Because the pervasive segregation codes of the time extended to Jews as well as to African-Americans, my parents bought a house in the country, which led to my living a life of intense isolation. My brothers could use the family cars to come and go as they wished, but I was forbidden to do anything outside the home except attend school. At home, I looked after the small children and cleaned the house. When my youngest brother started school, he didn’t know I was his sister; he thought he had two mommies.
Every Saturday, from the time I was 7 until I left my parents’ home at 17, I baked for my father and brothers. My parents were highly educated and highly literate. But though they borrowed money to send my brothers to expensive colleges far from home, they sent me to secretarial school and told me that if I wanted a university education, it would be at my own expense, and in my home state. So I worked my way through the University of Kansas.
My parents would not permit me to leave Kansas. When I finally found the strength to leave, I set out for Chicago. In 1968, I started graduate work at the University of Chicago. My father told me not to be surprised if I failed, because Chicago was a first-rate school and mine was a second-rate mind. That criticism, in many different guises, was a constant of my childhood. There are still days when the words start to sink me, and I lack the energy to rise above their effects.
When I started graduate school, I could barely speak above a whisper. A good friend from those years says that when she first met me, she thought she was going deaf when I spoke.

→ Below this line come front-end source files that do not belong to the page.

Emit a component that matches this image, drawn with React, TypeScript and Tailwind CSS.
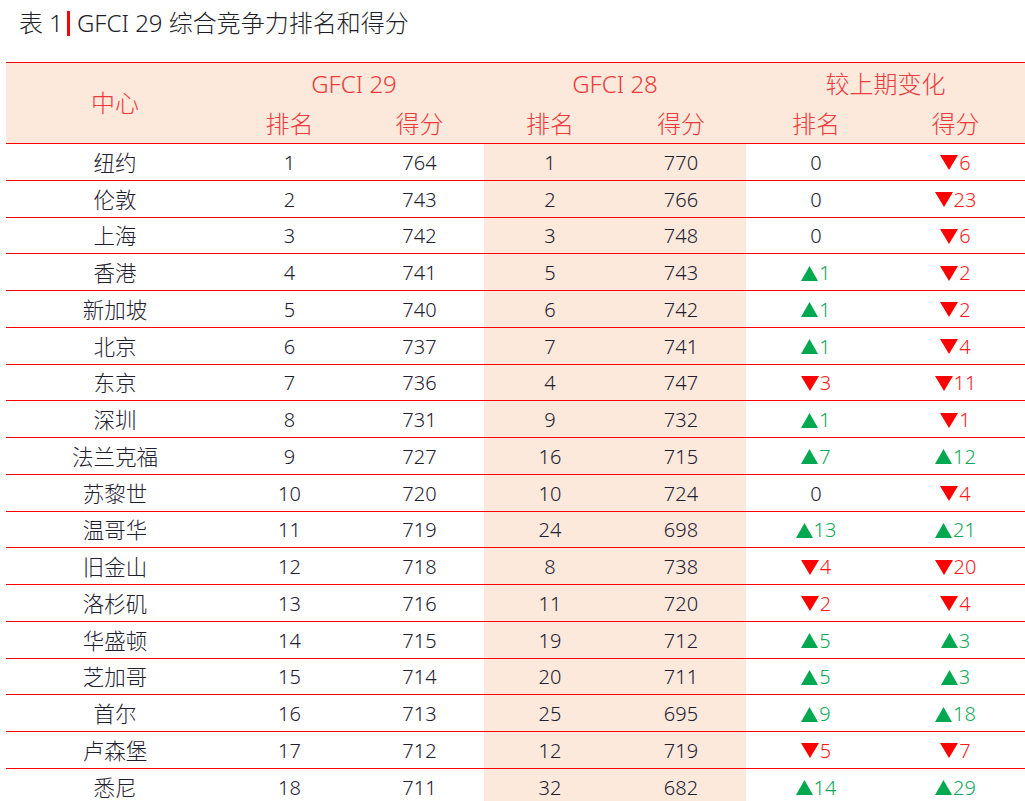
import React from "react";

type Row = [string, number, number, number, number, number, number];

const rows: Row[] = [
  ["纽约", 1, 764, 1, 770, 0, -6],
  ["伦敦", 2, 743, 2, 766, 0, -23],
  ["上海", 3, 742, 3, 748, 0, -6],
  ["香港", 4, 741, 5, 743, 1, -2],
  ["新加坡", 5, 740, 6, 742, 1, -2],
  ["北京", 6, 737, 7, 741, 1, -4],
  ["东京", 7, 736, 4, 747, -3, -11],
  ["深圳", 8, 731, 9, 732, 1, -1],
  ["法兰克福", 9, 727, 16, 715, 7, 12],
  ["苏黎世", 10, 720, 10, 724, 0, -4],
  ["温哥华", 11, 719, 24, 698, 13, 21],
  ["旧金山", 12, 718, 8, 738, -4, -20],
  ["洛杉矶", 13, 716, 11, 720, -2, -4],
  ["华盛顿", 14, 715, 19, 712, 5, 3],
  ["芝加哥", 15, 714, 20, 711, 5, 3],
  ["首尔", 16, 713, 25, 695, 9, 18],
  ["卢森堡", 17, 712, 12, 719, -5, -7],
  ["悉尼", 18, 711, 32, 682, 14, 29],
];

const font = {
  fontFamily: '"Noto Sans", "Noto Sans CJK SC", sans-serif',
};

function Change({ v }: { v: number }) {
  if (v === 0) return <span className="text-[#1e2030]">0</span>;
  if (v > 0)
    return (
      <span className="inline-flex items-center text-[#10a85a]">
        <svg width="17" height="15" viewBox="0 0 17 15" className="mr-[1px]">
          <polygon points="8.5,0 17,15 0,15" fill="#00a84f" />
        </svg>
        {v}
      </span>
    );
  return (
    <span className="inline-flex items-center text-[#ff1a1a]">
      <svg width="18" height="15" viewBox="0 0 18 15" className="mr-[1px]">
        <polygon points="0,0 18,0 9,15" fill="#ff0000" />
      </svg>
      {-v}
    </span>
  );
}

const cols = "grid grid-cols-[218px_131px_129px_132px_130px_140px_139px]";

export default function App() {
  return (
    <div className="w-[1025px] h-[801px] overflow-hidden bg-white" style={font}>
      <div className="h-[44px] pl-[19px] pt-[2px] flex items-center text-[24px] text-[#1e1e28] font-light leading-none">
        <span>表 1</span>
        <span className="inline-block w-[3px] h-[25px] bg-[#ff0000] ml-[4px] mr-[7px]" />
        <span>GFCI 29 综合竞争力排名和得分</span>
      </div>
      <div className="ml-[6px] mt-[18px] w-[1019px]">
        <div className={`${cols} h-[82px] bg-[#fce9dc] border-t-[1.5px] border-b-[1.5px] border-[#ff0000] text-[#ee3a3a] text-[24px] font-light`}>
          <div className="row-span-2 flex items-center justify-center">中心</div>
          <div className="col-span-2 flex items-end justify-center pb-[2px]">GFCI 29</div>
          <div className="col-span-2 flex items-end justify-center pb-[2px]">GFCI 28</div>
          <div className="col-span-2 flex items-end justify-center pb-[2px]">较上期变化</div>
          <div className="flex items-center justify-center">排名</div>
          <div className="flex items-center justify-center">得分</div>
          <div className="flex items-center justify-center">排名</div>
          <div className="flex items-center justify-center">得分</div>
          <div className="flex items-center justify-center">排名</div>
          <div className="flex items-center justify-center">得分</div>
        </div>
        {rows.map((r) => (
          <div
            key={r[0]}
            className={`${cols} h-[36.75px] border-b-[1.5px] border-[#ff0000] text-[20px] font-light text-[#1e2030]`}
          >
            <div className="flex items-center justify-center text-[21.5px] pt-[2px]">{r[0]}</div>
            <div className="flex items-center justify-center pt-[2px]">{r[1]}</div>
            <div className="flex items-center justify-center pt-[2px]">{r[2]}</div>
            <div className="flex items-center justify-center pt-[2px] bg-[#fce9dc]">{r[3]}</div>
            <div className="flex items-center justify-center pt-[2px] bg-[#fce9dc]">{r[4]}</div>
            <div className="flex items-center justify-center pt-[2px]">
              <Change v={r[5]} />
            </div>
            <div className="flex items-center justify-center pt-[2px]">
              <Change v={r[6]} />
            </div>
          </div>
        ))}
      </div>
    </div>
  );
}
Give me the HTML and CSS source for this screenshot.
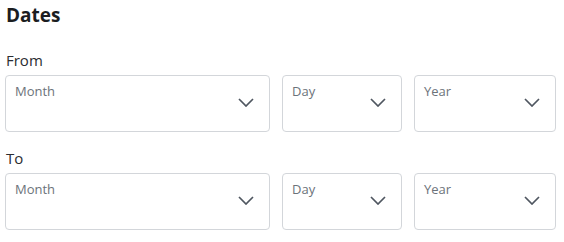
FILE: index.html
```html
<!DOCTYPE html>
<html lang="en">
<head>
    <meta charset="UTF-8">
    <meta name="viewport" content="width=device-width, initial-scale=1.0">
    <title>Dates</title>
    <link rel="stylesheet" href="styles.css">
</head>
<body>
    <div class="dates">
        <h2 class="dates-title">Dates</h2>

        <div class="date-group">
            <div class="group-label">From</div>
            <div class="date-row">
                <div class="select-box">
                    <span class="select-label">Month</span>
                    <svg class="chevron" width="16" height="9" viewBox="0 0 16 9"><path d="M1 1 L8 8 L15 1" /></svg>
                </div>
                <div class="select-box">
                    <span class="select-label">Day</span>
                    <svg class="chevron" width="16" height="9" viewBox="0 0 16 9"><path d="M1 1 L8 8 L15 1" /></svg>
                </div>
                <div class="select-box">
                    <span class="select-label">Year</span>
                    <svg class="chevron" width="16" height="9" viewBox="0 0 16 9"><path d="M1 1 L8 8 L15 1" /></svg>
                </div>
            </div>
        </div>

        <div class="date-group">
            <div class="group-label">To</div>
            <div class="date-row">
                <div class="select-box">
                    <span class="select-label">Month</span>
                    <svg class="chevron" width="16" height="9" viewBox="0 0 16 9"><path d="M1 1 L8 8 L15 1" /></svg>
                </div>
                <div class="select-box">
                    <span class="select-label">Day</span>
                    <svg class="chevron" width="16" height="9" viewBox="0 0 16 9"><path d="M1 1 L8 8 L15 1" /></svg>
                </div>
                <div class="select-box">
                    <span class="select-label">Year</span>
                    <svg class="chevron" width="16" height="9" viewBox="0 0 16 9"><path d="M1 1 L8 8 L15 1" /></svg>
                </div>
            </div>
        </div>
    </div>
</body>
</html>
```

FILE: styles.css
```css
body {
    margin: 0;
    padding: 0;
    background: #ffffff;
    font-family: 'Open Sans', 'Noto Sans', sans-serif;
}
.dates {
    width: 551px;
    padding: 3px 0 0 5px;
}
.dates-title {
    margin: 0 0 23px 1px;
    font-size: 19px;
    line-height: 24px;
    font-weight: 700;
    color: #1b1d21;
}
.date-group {
    margin-bottom: 16px;
}
.group-label {
    font-size: 15px;
    line-height: 20px;
    color: #2b2d31;
    margin: 0 0 5px 1px;
}
.date-row {
    display: grid;
    grid-template-columns: 265px 120px 142px;
    gap: 12px;
}
.select-box {
    display: flex;
    justify-content: space-between;
    align-items: flex-start;
    height: 57px;
    box-sizing: border-box;
    padding: 6px 15px 0 9px;
    border: 1px solid #d3d6da;
    border-radius: 4px;
}
.select-label {
    font-size: 13px;
    line-height: 18px;
    color: #6c737a;
}
.chevron {
    margin-top: 16px;
    fill: none;
    stroke: #4f5660;
    stroke-width: 1.7;
}
```
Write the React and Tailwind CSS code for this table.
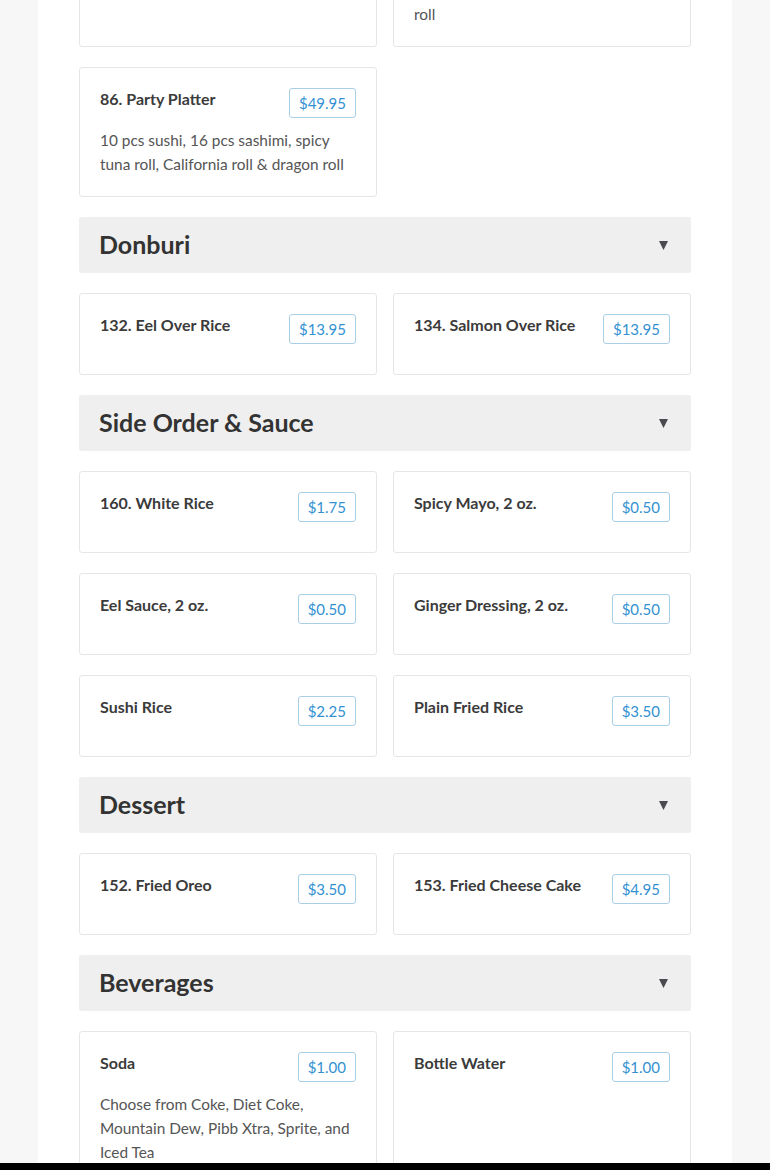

It was a long, slow journey for me, from the silence of the margins to speech. Because of my upbringing, I don’t think I will ever turn away from questions of power and powerlessness, in my fiction, or in my lectures. The questions of who gets to speak, and who listens, are central to how I view the world. These are the issues I explore in my new collection of essays “Writing in an Age of Silence.” I hope through these essays I can persuade some of the readers who responded so angrily to “Blacklist” that silence is more dangerous and more crippling than dissenting from power.